The appellant (Intercontinental Exports) sought default judgment against the respondent (F T Fowles) for rectification of a deed of suretyship and payment of R2,178,844.43 allegedly owed by Security Depot (Pty) Ltd. The suretyship document was ineptly adapted from a bank form and contained errors: it identified 'Mr Frank Fowles' as the debtor in clause 1.2 instead of Security Depot (Pty) Ltd, and included clause 2 referencing 'banking facilities' despite the appellant not being a bank. The document was signed by 'Frank Turner Fowles' as surety. The appellant alleged these errors arose from a common mistake and sought rectification. The Witwatersrand Local Division (Malan J) refused the application. The respondent did not appear on appeal.
The appeal was allowed with costs. The court a quo order was set aside and substituted with: (a) an order rectifying the deed of suretyship by substituting 'Security Depot (Proprietary) Limited' for 'Mr Frank Fowles and' in clause 1.2 and deleting clause 2 entirely; (b) payment of R2,178,844.43; (c) interest at 24% per annum from 1 August 1997 to date of payment; (d) costs on the party and party scale (not attorney and client scale as originally claimed).
The binding legal principles established are: (1) The formal validity of a deed of suretyship must be determined ex facie the document itself, without reference to extrinsic evidence or allegations in pleadings. (2) A deed of suretyship is formally valid under section 6 of the General Law Amendment Act 50 of 1956 if it identifies ex facie the document a creditor, principal debtor and surety, even if the names of the principal debtor and surety are similar but not identical. (3) Where a suretyship document is reasonably capable of an interpretation consistent with formal validity, it should not be held formally invalid. (4) A formally invalid contract of suretyship cannot be rectified, but a formally valid suretyship that fails to reflect the true agreement can be rectified if common law requirements are satisfied. (5) Courts retain a residual discretion regarding costs awards and cannot be ousted of this discretion by agreement between parties, though courts should normally give effect to such agreements in the exercise of their discretion unless good grounds exist not to do so.

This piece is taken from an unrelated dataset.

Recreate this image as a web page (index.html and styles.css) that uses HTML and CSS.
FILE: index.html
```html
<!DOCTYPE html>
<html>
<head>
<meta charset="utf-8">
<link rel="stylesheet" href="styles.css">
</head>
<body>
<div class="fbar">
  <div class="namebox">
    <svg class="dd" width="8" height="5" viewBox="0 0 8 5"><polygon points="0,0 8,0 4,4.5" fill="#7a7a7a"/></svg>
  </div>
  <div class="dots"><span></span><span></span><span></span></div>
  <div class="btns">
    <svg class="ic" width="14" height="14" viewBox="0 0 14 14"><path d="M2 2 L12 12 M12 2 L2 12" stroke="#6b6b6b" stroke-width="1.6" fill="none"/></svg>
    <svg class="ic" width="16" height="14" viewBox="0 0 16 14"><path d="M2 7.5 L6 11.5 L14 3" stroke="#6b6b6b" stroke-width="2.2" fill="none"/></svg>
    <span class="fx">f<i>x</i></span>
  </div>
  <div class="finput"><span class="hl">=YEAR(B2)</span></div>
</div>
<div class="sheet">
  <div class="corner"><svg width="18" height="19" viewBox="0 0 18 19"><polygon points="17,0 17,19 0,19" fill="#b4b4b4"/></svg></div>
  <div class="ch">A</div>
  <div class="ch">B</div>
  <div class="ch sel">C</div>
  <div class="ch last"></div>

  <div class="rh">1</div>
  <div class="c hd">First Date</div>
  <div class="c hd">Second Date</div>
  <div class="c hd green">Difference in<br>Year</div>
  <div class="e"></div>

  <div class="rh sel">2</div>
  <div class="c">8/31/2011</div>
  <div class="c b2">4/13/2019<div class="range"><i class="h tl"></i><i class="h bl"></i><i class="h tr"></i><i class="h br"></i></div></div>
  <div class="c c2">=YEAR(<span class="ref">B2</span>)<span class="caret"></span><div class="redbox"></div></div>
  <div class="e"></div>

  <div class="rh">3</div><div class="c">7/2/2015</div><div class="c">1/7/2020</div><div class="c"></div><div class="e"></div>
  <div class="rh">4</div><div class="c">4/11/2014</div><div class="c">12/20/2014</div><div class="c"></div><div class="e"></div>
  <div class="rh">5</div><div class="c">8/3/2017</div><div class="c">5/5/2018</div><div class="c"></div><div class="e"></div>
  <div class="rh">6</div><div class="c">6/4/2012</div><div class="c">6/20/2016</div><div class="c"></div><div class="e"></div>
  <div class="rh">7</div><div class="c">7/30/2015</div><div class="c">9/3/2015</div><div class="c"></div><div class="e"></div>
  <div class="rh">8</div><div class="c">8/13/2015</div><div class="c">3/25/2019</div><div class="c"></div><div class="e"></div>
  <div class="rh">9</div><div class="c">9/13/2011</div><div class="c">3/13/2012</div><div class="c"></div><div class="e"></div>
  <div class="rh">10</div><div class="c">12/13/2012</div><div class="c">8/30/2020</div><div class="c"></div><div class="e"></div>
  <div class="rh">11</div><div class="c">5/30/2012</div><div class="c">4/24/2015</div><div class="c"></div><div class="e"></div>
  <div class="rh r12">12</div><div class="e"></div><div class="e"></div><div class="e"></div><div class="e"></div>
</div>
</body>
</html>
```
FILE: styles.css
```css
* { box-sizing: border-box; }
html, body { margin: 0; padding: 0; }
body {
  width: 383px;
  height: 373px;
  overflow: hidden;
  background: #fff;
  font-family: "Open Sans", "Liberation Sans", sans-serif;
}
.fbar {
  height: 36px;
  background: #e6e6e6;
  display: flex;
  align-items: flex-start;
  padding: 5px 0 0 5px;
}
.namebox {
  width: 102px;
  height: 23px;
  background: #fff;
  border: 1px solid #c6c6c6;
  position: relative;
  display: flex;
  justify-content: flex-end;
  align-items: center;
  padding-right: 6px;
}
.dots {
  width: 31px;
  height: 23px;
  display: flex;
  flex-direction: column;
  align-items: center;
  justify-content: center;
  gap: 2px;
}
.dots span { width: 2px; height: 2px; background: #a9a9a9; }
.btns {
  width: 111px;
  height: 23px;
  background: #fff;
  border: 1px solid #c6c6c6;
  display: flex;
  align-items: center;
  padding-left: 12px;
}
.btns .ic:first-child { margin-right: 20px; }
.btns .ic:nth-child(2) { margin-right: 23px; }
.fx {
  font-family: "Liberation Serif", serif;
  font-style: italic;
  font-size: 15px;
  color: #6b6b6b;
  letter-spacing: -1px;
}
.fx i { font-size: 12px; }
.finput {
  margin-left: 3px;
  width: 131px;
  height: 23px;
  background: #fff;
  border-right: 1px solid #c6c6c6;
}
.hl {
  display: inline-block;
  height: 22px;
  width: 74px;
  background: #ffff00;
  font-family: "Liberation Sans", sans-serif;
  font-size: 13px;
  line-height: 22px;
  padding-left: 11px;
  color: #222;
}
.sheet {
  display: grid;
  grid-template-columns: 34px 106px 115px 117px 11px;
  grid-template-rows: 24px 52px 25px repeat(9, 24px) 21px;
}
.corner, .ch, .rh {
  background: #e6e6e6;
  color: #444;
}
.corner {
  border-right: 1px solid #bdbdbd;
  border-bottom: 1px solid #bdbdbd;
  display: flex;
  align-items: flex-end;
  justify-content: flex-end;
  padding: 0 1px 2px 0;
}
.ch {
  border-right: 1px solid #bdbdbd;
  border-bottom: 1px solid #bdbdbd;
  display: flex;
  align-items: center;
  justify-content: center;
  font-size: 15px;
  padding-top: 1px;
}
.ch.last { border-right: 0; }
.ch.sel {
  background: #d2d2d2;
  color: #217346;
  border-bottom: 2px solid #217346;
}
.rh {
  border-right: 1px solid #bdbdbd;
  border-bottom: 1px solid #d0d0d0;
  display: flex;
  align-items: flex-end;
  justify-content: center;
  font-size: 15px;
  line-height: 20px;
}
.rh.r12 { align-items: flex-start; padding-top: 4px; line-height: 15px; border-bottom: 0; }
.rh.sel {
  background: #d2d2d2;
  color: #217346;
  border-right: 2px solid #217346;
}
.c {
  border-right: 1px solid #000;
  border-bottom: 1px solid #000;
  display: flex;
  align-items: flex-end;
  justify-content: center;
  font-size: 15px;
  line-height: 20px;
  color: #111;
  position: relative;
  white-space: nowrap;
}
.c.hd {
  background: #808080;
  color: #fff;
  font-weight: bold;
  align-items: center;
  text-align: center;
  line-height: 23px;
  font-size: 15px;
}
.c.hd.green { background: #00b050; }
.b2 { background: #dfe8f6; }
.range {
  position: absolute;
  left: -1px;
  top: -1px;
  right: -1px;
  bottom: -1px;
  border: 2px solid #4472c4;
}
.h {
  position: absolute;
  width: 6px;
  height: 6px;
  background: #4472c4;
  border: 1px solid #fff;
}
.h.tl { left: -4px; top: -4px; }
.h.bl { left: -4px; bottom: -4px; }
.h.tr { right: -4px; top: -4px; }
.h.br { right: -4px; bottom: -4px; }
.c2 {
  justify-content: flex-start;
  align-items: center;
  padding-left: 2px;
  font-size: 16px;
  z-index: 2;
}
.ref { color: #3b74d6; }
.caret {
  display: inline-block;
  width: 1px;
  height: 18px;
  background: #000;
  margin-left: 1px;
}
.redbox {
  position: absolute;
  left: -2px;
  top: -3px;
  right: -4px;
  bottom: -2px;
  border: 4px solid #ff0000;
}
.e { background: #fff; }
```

The Court made several non-binding observations: (1) The Court acknowledged academic criticism of the principle that formally invalid contracts cannot be rectified but considered the matter settled law (referring to De Wet en Van Wyk and Tager's criticism). (2) The Court noted the tension between the Legislature's formality requirements for suretyships and the equitable remedy of rectification, cautioning that formality requirements should not become unnecessary stumbling-blocks to rectification. (3) The Court expressed the view that if two parties with identical names were father and son, a suretyship naming them as debtor and surety would be formally valid. (4) The Court respectfully disagreed with dicta in Republican Press regarding the admissibility of evidence to show that a suretyship lacks formal validity contrary to what appears ex facie the document. (5) On costs, the Court observed that while parties' freedom to contract should normally be recognized, a court should not give its imprimatur to a costs order it considers entirely inappropriate or undeserved, and that good grounds may exist to deprive a party of agreed costs or award less than agreed.
This case establishes important principles in South African law regarding: (1) the formal validity requirements for suretyships under section 6 of the General Law Amendment Act 50 of 1956; (2) the distinction between formal validity (assessed ex facie the document) and substantive validity in rectification applications; (3) the interpretive approach to determining formal validity - a document should not be held invalid if reasonably capable of an interpretation consistent with validity; (4) confirmation that formally invalid suretyships cannot be rectified, but formally valid suretyships can be rectified if common law requirements are met; (5) clarification that courts retain residual discretion over costs awards despite contractual agreements, though such discretion should be exercised judicially and normally give effect to party autonomy unless circumstances warrant otherwise.